● REQUIRED TASK
Reproduce the listing word for word, leaving every picture behind.

[begin GIVEN INFORMATION]

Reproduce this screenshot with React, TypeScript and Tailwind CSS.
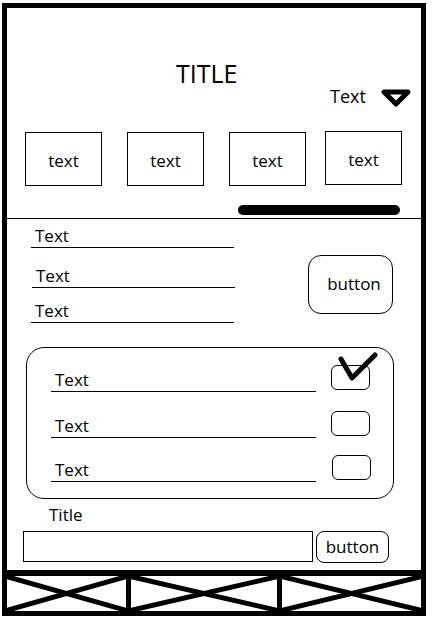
function Underlined({ className = '', width }: { className?: string; width: string }) {
  return (
    <div className={`border-b border-black pb-[3px] pl-[4px] text-[17px] leading-[17px] ${width} ${className}`}>
      Text
    </div>
  );
}

function Cross() {
  return (
    <svg className="h-full w-full" viewBox="0 0 100 100" preserveAspectRatio="none">
      <line x1="0" y1="2" x2="100" y2="98" stroke="black" strokeWidth="5" vectorEffect="non-scaling-stroke" />
      <line x1="0" y1="98" x2="100" y2="2" stroke="black" strokeWidth="5" vectorEffect="non-scaling-stroke" />
    </svg>
  );
}

function Checkbox({ className = '' }: { className?: string }) {
  return <div className={`h-[25px] w-[39px] rounded-[6px] border border-black ${className}`} />;
}

export default function App() {
  const tabs = [
    { ml: 'ml-[18px]', extra: '' },
    { ml: 'ml-[25px]', extra: '' },
    { ml: 'ml-[25px]', extra: '' },
    { ml: 'ml-[19px]', extra: '-mt-px' },
  ];

  return (
    <div className="h-[626px] w-[437px] bg-white pl-[2px] pt-[3px] font-['Open_Sans',sans-serif] text-black">
      <div className="flex h-[613px] w-[424px] flex-col border-[5px] border-black">
        {/* header */}
        <div className="mt-[53px] pl-[169px] text-[25px] leading-[25px]">TITLE</div>
        <div className="mt-px flex h-[20px] items-start pl-[323px]">
          <span className="w-[51px] text-[18px] leading-[18px]">Text</span>
          <svg className="mt-[2px]" width="30" height="19" viewBox="0 0 30 19">
            <polygon points="3,3 27,3 15,15" fill="none" stroke="black" strokeWidth="5" strokeLinejoin="round" />
          </svg>
        </div>

        {/* tabs */}
        <div className="mt-[25px] flex items-start">
          {tabs.map((t, i) => (
            <div
              key={i}
              className={`flex h-[54px] w-[77px] items-center justify-center border border-black pt-[2px] text-[17px] leading-[17px] ${t.ml} ${t.extra}`}
            >
              text
            </div>
          ))}
        </div>
        <div className="ml-[231px] mt-[19px] h-[10px] w-[162px] rounded-full bg-black" />
        <div className="mt-[3px] h-px bg-black" />

        {/* fields */}
        <div className="flex items-start">
          <div className="ml-[24px] flex flex-col">
            <Underlined width="w-[203px]" className="mt-[8px]" />
            <Underlined width="w-[203px]" className="ml-px mt-[19px]" />
            <Underlined width="w-[203px]" className="mt-[14px]" />
          </div>
          <div className="ml-[73px] mt-[36px] flex h-[59px] w-[85px] items-center justify-center rounded-[13px] border border-black pb-[3px] pl-[7px] text-[17px] leading-[17px]">
            button
          </div>
        </div>

        {/* card */}
        <div className="relative ml-[19px] mt-[24px] h-[152px] w-[368px] rounded-[18px] border border-black">
          <div className="ml-[24px] mt-[17px] flex items-start">
            <Underlined width="w-[265px]" className="mt-[6px] pl-[2px]" />
            <Checkbox className="ml-[15px]" />
          </div>
          <div className="ml-[24px] mt-[19px] flex items-start">
            <Underlined width="w-[265px]" className="mt-[6px] pl-[2px]" />
            <Checkbox className="ml-[15px]" />
          </div>
          <div className="ml-[24px] mt-[17px] flex items-start">
            <Underlined width="w-[265px]" className="mt-[6px] pl-[3px]" />
            <Checkbox className="ml-[16px]" />
          </div>
          <svg className="absolute left-[309px] top-[2px]" width="44" height="34" viewBox="0 0 44 34">
            <polyline points="5,9 16,28 39,5" fill="none" stroke="black" strokeWidth="5" strokeLinecap="round" strokeLinejoin="round" />
          </svg>
        </div>

        {/* title + input */}
        <div className="ml-[42px] mt-[7px] text-[17px] leading-[17px]">Title</div>
        <div className="ml-[16px] mt-[8px] flex items-start">
          <div className="h-[31px] w-[290px] border border-black" />
          <div className="ml-[3px] flex h-[32px] w-[73px] items-center justify-center rounded-[8px] border border-black pb-[2px] text-[17px] leading-[17px]">
            button
          </div>
        </div>

        {/* footer */}
        <div className="mt-auto flex h-[41px] border-t-[6px] border-black">
          <div className="w-[119px]">
            <Cross />
          </div>
          <div className="w-[151px] border-l-[5px] border-black">
            <Cross />
          </div>
          <div className="flex-1 border-l-[5px] border-black">
            <Cross />
          </div>
        </div>
      </div>
    </div>
  );
}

[end GIVEN INFORMATION]

● SOLUTION TO THE PROBLEM
Reproduce this screenshot with React, TypeScript and Tailwind CSS.
function Underlined({ className = '', width }: { className?: string; width: string }) {
  return (
    <div className={`border-b border-black pb-[3px] pl-[4px] text-[17px] leading-[17px] ${width} ${className}`}>
      Text
    </div>
  );
}

function Cross() {
  return (
    <svg className="h-full w-full" viewBox="0 0 100 100" preserveAspectRatio="none">
      <line x1="0" y1="2" x2="100" y2="98" stroke="black" strokeWidth="5" vectorEffect="non-scaling-stroke" />
      <line x1="0" y1="98" x2="100" y2="2" stroke="black" strokeWidth="5" vectorEffect="non-scaling-stroke" />
    </svg>
  );
}

function Checkbox({ className = '' }: { className?: string }) {
  return <div className={`h-[25px] w-[39px] rounded-[6px] border border-black ${className}`} />;
}

export default function App() {
  const tabs = [
    { ml: 'ml-[18px]', extra: '' },
    { ml: 'ml-[25px]', extra: '' },
    { ml: 'ml-[25px]', extra: '' },
    { ml: 'ml-[19px]', extra: '-mt-px' },
  ];

  return (
    <div className="h-[626px] w-[437px] bg-white pl-[2px] pt-[3px] font-['Open_Sans',sans-serif] text-black">
      <div className="flex h-[613px] w-[424px] flex-col border-[5px] border-black">
        {/* header */}
        <div className="mt-[53px] pl-[169px] text-[25px] leading-[25px]">TITLE</div>
        <div className="mt-px flex h-[20px] items-start pl-[323px]">
          <span className="w-[51px] text-[18px] leading-[18px]">Text</span>
          <svg className="mt-[2px]" width="30" height="19" viewBox="0 0 30 19">
            <polygon points="3,3 27,3 15,15" fill="none" stroke="black" strokeWidth="5" strokeLinejoin="round" />
          </svg>
        </div>

        {/* tabs */}
        <div className="mt-[25px] flex items-start">
          {tabs.map((t, i) => (
            <div
              key={i}
              className={`flex h-[54px] w-[77px] items-center justify-center border border-black pt-[2px] text-[17px] leading-[17px] ${t.ml} ${t.extra}`}
            >
              text
            </div>
          ))}
        </div>
        <div className="ml-[231px] mt-[19px] h-[10px] w-[162px] rounded-full bg-black" />
        <div className="mt-[3px] h-px bg-black" />

        {/* fields */}
        <div className="flex items-start">
          <div className="ml-[24px] flex flex-col">
            <Underlined width="w-[203px]" className="mt-[8px]" />
            <Underlined width="w-[203px]" className="ml-px mt-[19px]" />
            <Underlined width="w-[203px]" className="mt-[14px]" />
          </div>
          <div className="ml-[73px] mt-[36px] flex h-[59px] w-[85px] items-center justify-center rounded-[13px] border border-black pb-[3px] pl-[7px] text-[17px] leading-[17px]">
            button
          </div>
        </div>

        {/* card */}
        <div className="relative ml-[19px] mt-[24px] h-[152px] w-[368px] rounded-[18px] border border-black">
          <div className="ml-[24px] mt-[17px] flex items-start">
            <Underlined width="w-[265px]" className="mt-[6px] pl-[2px]" />
            <Checkbox className="ml-[15px]" />
          </div>
          <div className="ml-[24px] mt-[19px] flex items-start">
            <Underlined width="w-[265px]" className="mt-[6px] pl-[2px]" />
            <Checkbox className="ml-[15px]" />
          </div>
          <div className="ml-[24px] mt-[17px] flex items-start">
            <Underlined width="w-[265px]" className="mt-[6px] pl-[3px]" />
            <Checkbox className="ml-[16px]" />
          </div>
          <svg className="absolute left-[309px] top-[2px]" width="44" height="34" viewBox="0 0 44 34">
            <polyline points="5,9 16,28 39,5" fill="none" stroke="black" strokeWidth="5" strokeLinecap="round" strokeLinejoin="round" />
          </svg>
        </div>

        {/* title + input */}
        <div className="ml-[42px] mt-[7px] text-[17px] leading-[17px]">Title</div>
        <div className="ml-[16px] mt-[8px] flex items-start">
          <div className="h-[31px] w-[290px] border border-black" />
          <div className="ml-[3px] flex h-[32px] w-[73px] items-center justify-center rounded-[8px] border border-black pb-[2px] text-[17px] leading-[17px]">
            button
          </div>
        </div>

        {/* footer */}
        <div className="mt-auto flex h-[41px] border-t-[6px] border-black">
          <div className="w-[119px]">
            <Cross />
          </div>
          <div className="w-[151px] border-l-[5px] border-black">
            <Cross />
          </div>
          <div className="flex-1 border-l-[5px] border-black">
            <Cross />
          </div>
        </div>
      </div>
    </div>
  );
}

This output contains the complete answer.